Ценность стихов Богдановича об искусстве не в декларациях, а в драматическом, глубоко человечном и как бы личном постижении природы прекрасного. Драматизм — как в жертвенности искусства, так и в неизбежности его соперничества с жизнью, с природой, с красивым песнопением «жаб». Драматизм еще и в том, что не всегда это соперничество заканчивается победой искусства. Богданович, как честный мыслитель и художник, не может не указать на возможность такого исхода. Он, например, так пишет о «серебряных цветах», которые вырастил на стекле мороз:

Не воротить, не разбудить

Былого чувства им,

Как мне вовек не оживить

Его стихом своим.

(Перевод В. Державина)

Только не нужно откровенное и горькое признание поэта принимать за разочарование в возможностях искусства вообще.

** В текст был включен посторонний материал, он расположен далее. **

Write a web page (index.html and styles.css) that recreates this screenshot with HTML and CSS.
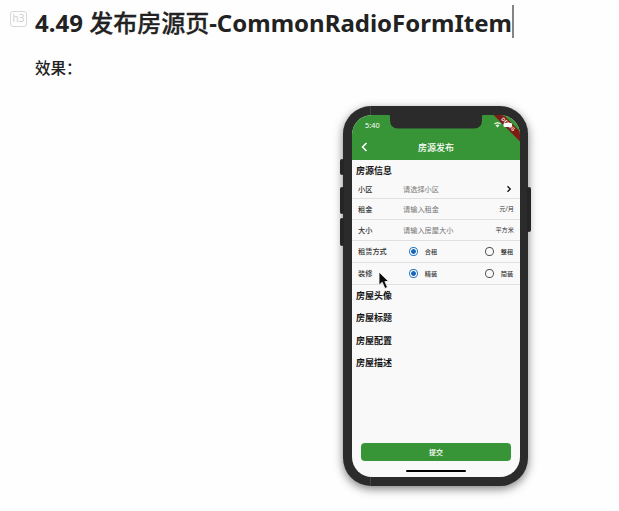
FILE: index.html
```html
<!DOCTYPE html>
<html lang="zh-CN">
<head>
<meta charset="utf-8">
<title>发布房源页</title>
<link rel="stylesheet" href="styles.css">
</head>
<body>
<header class="heading">
  <span class="tag">h3</span>
  <h3 class="title">4.49 <span class="han">发布房源页</span>-CommonRadioFormItem</h3>
  <span class="caret"></span>
</header>
<p class="label">效果：</p>
<main class="phone">
  <span class="key key-mute"></span>
  <span class="key key-up"></span>
  <span class="key key-down"></span>
  <span class="key key-power"></span>
  <span class="seam seam-top"></span>
  <span class="seam seam-bottom"></span>
  <div class="screen">
    <div class="appbar">
      <svg class="notch" width="98" height="15" viewBox="0 0 98 15"><path d="M0 0H98Q95 0 95 3V6Q95 14.500 87 14.500H11Q3 14.500 3 6V3Q3 0 0 0Z" fill="#2b2b2b"/></svg>
      <div class="ribbon">DEBUG</div>
      <div class="status">
        <span class="time">5:40</span>
        <svg width="22" height="8" viewBox="0 0 22 8"><path d="M0 2.700Q3.500-.5 7 2.700L6.200 3.600Q3.500 1.200.8 3.600ZM1.600 4.400Q3.500 2.800 5.400 4.400L3.500 6.500Z" fill="#e4f2e4"/><rect x="9.500" y="2" width="8.500" height="4" rx="1.200" fill="#fff"/></svg>
      </div>
      <div class="nav">
        <svg class="back" width="8" height="10" viewBox="0 0 8 10"><path d="M6.500 1 2.500 5 6.500 9" fill="none" stroke="#fff" stroke-width="1.500"/></svg>
        <span>房源发布</span>
      </div>
    </div>
    <div class="form">
      <h4 class="section first">房源信息</h4>
      <div class="row row-short"><span class="name">小区</span><span class="hint">请选择小区</span><svg class="go" width="6" height="8" viewBox="0 0 6 8"><path d="M1.500 1.200 4.300 4 1.500 6.800" fill="none" stroke="#111" stroke-width="1.300"/></svg></div>
      <div class="row row-rent"><span class="name">租金</span><span class="hint">请输入租金</span><span class="unit">元/月</span></div>
      <div class="row row-size"><span class="name">大小</span><span class="hint">请输入房屋大小</span><span class="unit">平方米</span></div>
      <div class="row"><span class="name">租赁方式</span><span class="radio on"></span><span class="option">合租</span><span class="radio"></span><span class="option last">整租</span></div>
      <div class="row"><span class="name">装修</span><span class="radio on"></span><span class="option">精装</span><span class="radio"></span><span class="option last">简装</span></div>
      <h4 class="section">房屋头像</h4>
      <h4 class="section">房屋标题</h4>
      <h4 class="section">房屋配置</h4>
      <h4 class="section">房屋描述</h4>
    </div>
    <button class="submit">提交</button>
    <div class="home"></div>
  </div>
  <svg class="cursor" width="12" height="20" viewBox="0 0 12 20"><path d="M1 1V14.200L4.200 11.300 6.900 17.500 9.500 16.300 6.900 10.500H10.700Z" fill="#0c0c0c" stroke="#fff" stroke-width=".8"/></svg>
</main>
</body>
</html>
```
FILE: styles.css
```css
* { box-sizing: border-box; }
body {
  margin: 0;
  height: 511px;
  overflow: hidden;
  background: #fefefe;
  color: #222;
  font-family: "Noto Sans", "Noto Sans CJK SC", sans-serif;
}
.heading { display: flex; height: 44px; padding: 5px 0 0 10px; align-items: flex-start; }
.tag {
  width: 17px;
  height: 16px;
  margin: 6px 8px 0 0;
  border: 1px solid #d8d8d8;
  border-radius: 3px;
  color: #d0d0d0;
  font-size: 10px;
  line-height: 13px;
  text-align: center;
}
.title { margin: 0; font-size: 24px; line-height: 36px; font-weight: 700; white-space: nowrap; }
.han { font-weight: 500; font-family: "Noto Sans CJK SC", sans-serif; line-height: 1; -webkit-text-stroke: .3px #222; }
.caret { width: 2px; height: 33px; background: #858585; }
.label { margin: 12px 0 0 35px; height: 24px; font-size: 15.5px; line-height: 24px; font-weight: 500; }
.phone {
  position: relative;
  width: 185px;
  height: 380px;
  margin: 26px 0 0 343px;
  padding: 9px 8px 9px 9px;
  border-radius: 28px;
  background: #2b2b2b;
  box-shadow: 0 3px 10px rgba(0, 0, 0, .5);
}
.key { position: absolute; left: -3px; width: 4px; border-radius: 2px; background: #252525; }
.key-mute { top: 53px; height: 16px; }
.key-up { top: 81px; height: 27px; }
.key-down { top: 112px; height: 28px; }
.key-power { top: 81px; left: 184px; height: 45px; }
.seam { position: absolute; left: 27px; width: 1px; height: 9px; background: #444; }
.seam-top { top: 0; }
.seam-bottom { bottom: 0; }
.screen {
  display: flex;
  flex-direction: column;
  height: 362px;
  border-radius: 20px;
  overflow: hidden;
  background: #f9f9f9;
}
.appbar { position: relative; flex: none; height: 45px; background: #389537; color: #fff; }
.notch { position: absolute; top: -1px; left: 35px; }
.status { position: relative; display: flex; height: 20px; padding: 0 4px 0 13px; align-items: center; justify-content: space-between; }
.time { font-size: 7.3px; letter-spacing: .1px; }
.nav { display: flex; height: 25px; align-items: center; justify-content: center; position: relative; font-size: 9px; font-weight: 500; }
.back { position: absolute; left: 8px; top: 7px; }
.ribbon {
  position: absolute;
  top: 6px;
  right: -13px;
  width: 50px;
  height: 7px;
  transform: rotate(45deg);
  background: #7d1c14;
  color: #f3dcda;
  font-size: 5px;
  font-weight: 700;
  line-height: 7px;
  text-align: center;
}
.form { flex: 1; }
.section { height: 22.3px; margin: 0; padding-left: 4px; font-size: 9px; line-height: 22px; font-weight: 700; color: #151515; }
.section.first { height: 21px; }
.row { display: flex; height: 22px; padding: 0 6px 1px; align-items: center; border-bottom: 1px solid #e0e0e0; font-size: 7.2px; color: #333; }
.row-short { height: 18px; }
.row-rent { height: 21px; }
.row-size { height: 21px; }
.name { width: 45px; font-weight: 500; }
.hint { color: #777; }
.unit { margin-left: auto; font-size: 6.2px; }
.go { margin-left: auto; margin-right: 2px; }
.radio { width: 9px; height: 9px; margin-left: 6px; border: 1px solid #555; border-radius: 50%; }
.on { margin-left: 9px; border-color: #2b79c6; background: radial-gradient(circle, #1467bd 0 2px, #f9f9f9 2.700px); }
.option { width: 58px; margin-left: 7px; font-size: 6.2px; font-weight: 500; }
.option.last { width: 14px; }
.submit {
  flex: none;
  height: 18px;
  margin: 0 9px 9px;
  padding: 0;
  border: 0;
  border-radius: 4px;
  background: #389537;
  color: #fff;
  font: 500 7px/18px "Noto Sans CJK SC", sans-serif;
}
.home { flex: none; width: 60px; height: 2px; margin: 0 auto 5px; border-radius: 1px; background: #000; }
.cursor { position: absolute; left: 35px; top: 165px; }
```
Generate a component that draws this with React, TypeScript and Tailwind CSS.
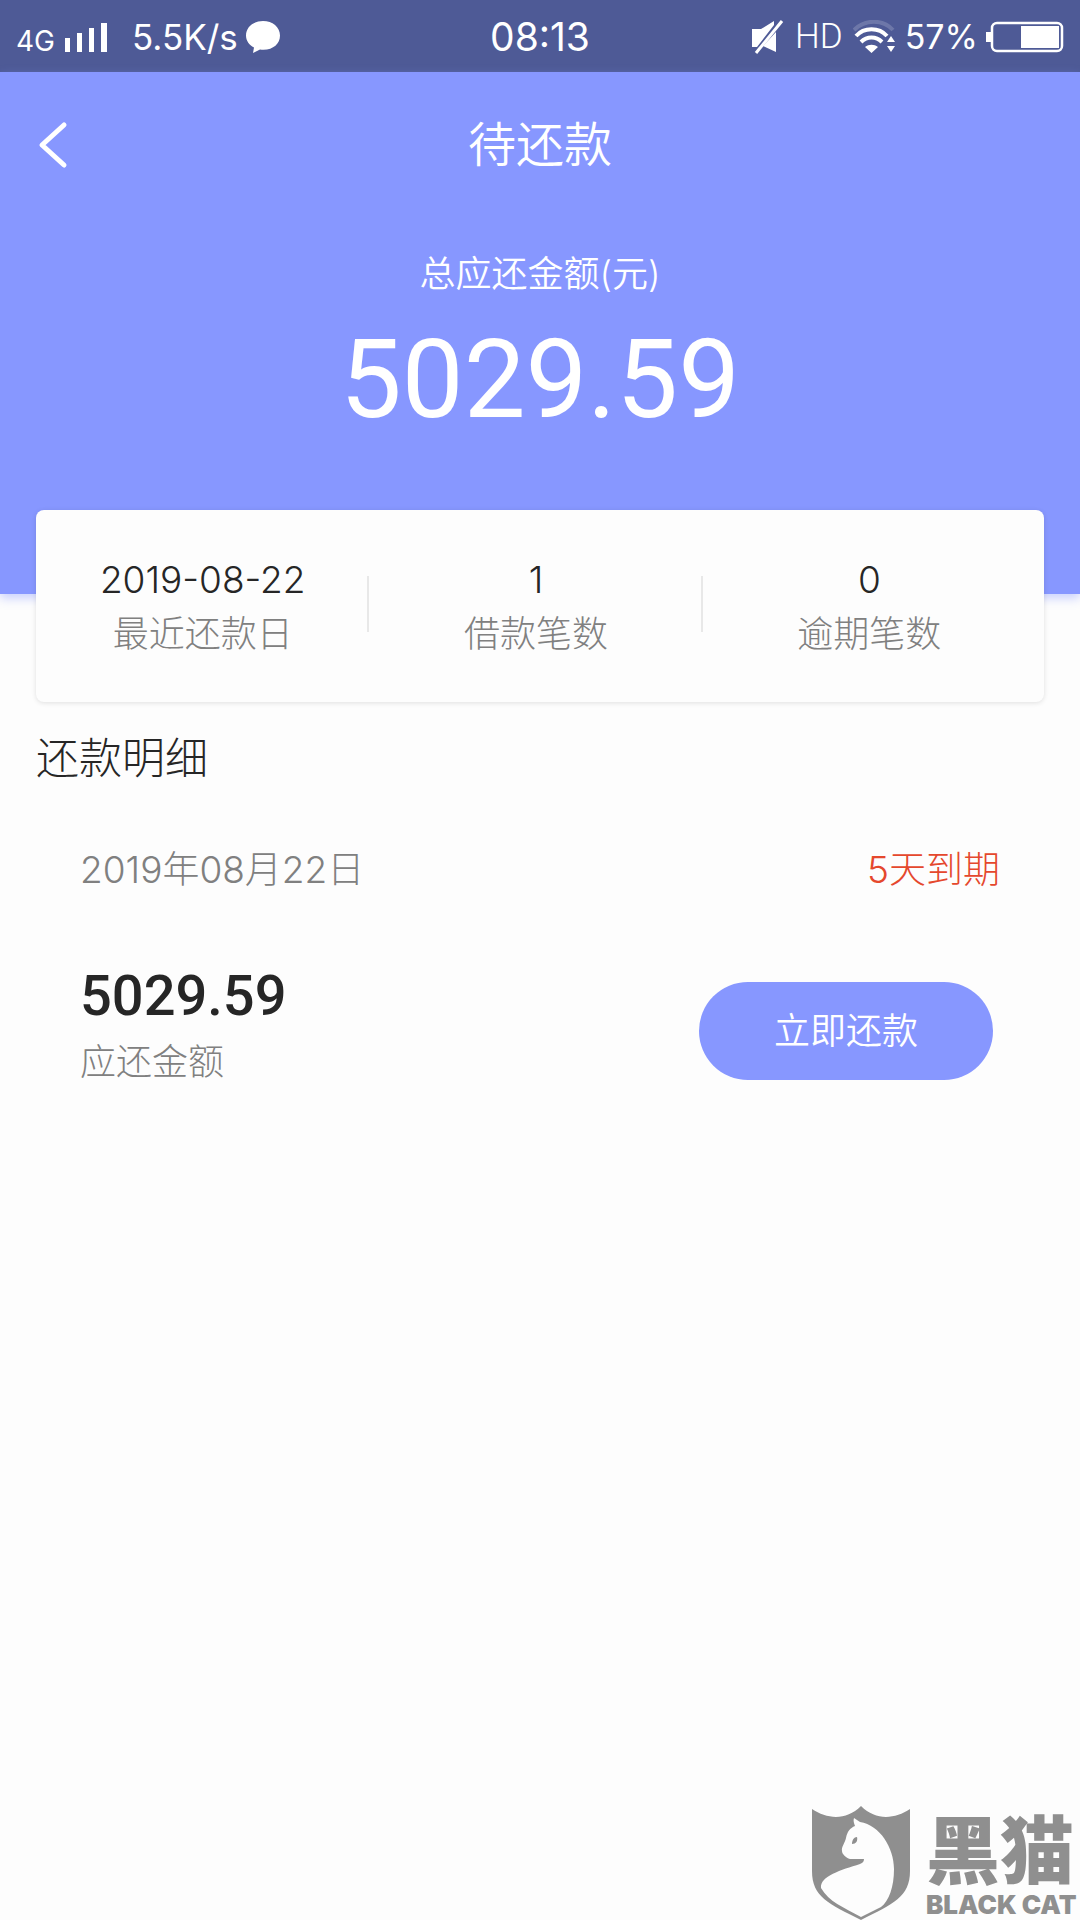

Неосознанному, интуитивному творчеству природы человек-творец должен противопоставить сознательное начало. Так хорошо известные его слова о «не внезапности» в творчестве, о «спокойной мысли», о метеоре, который чертит в небе блестящую дугу, а «в глубине холодным остается», так хорошо известный его культ мастерства — это не только его индивидуально-творческое кредо. Это еще и результат философского постижения им коренных проблем художественной эстетики.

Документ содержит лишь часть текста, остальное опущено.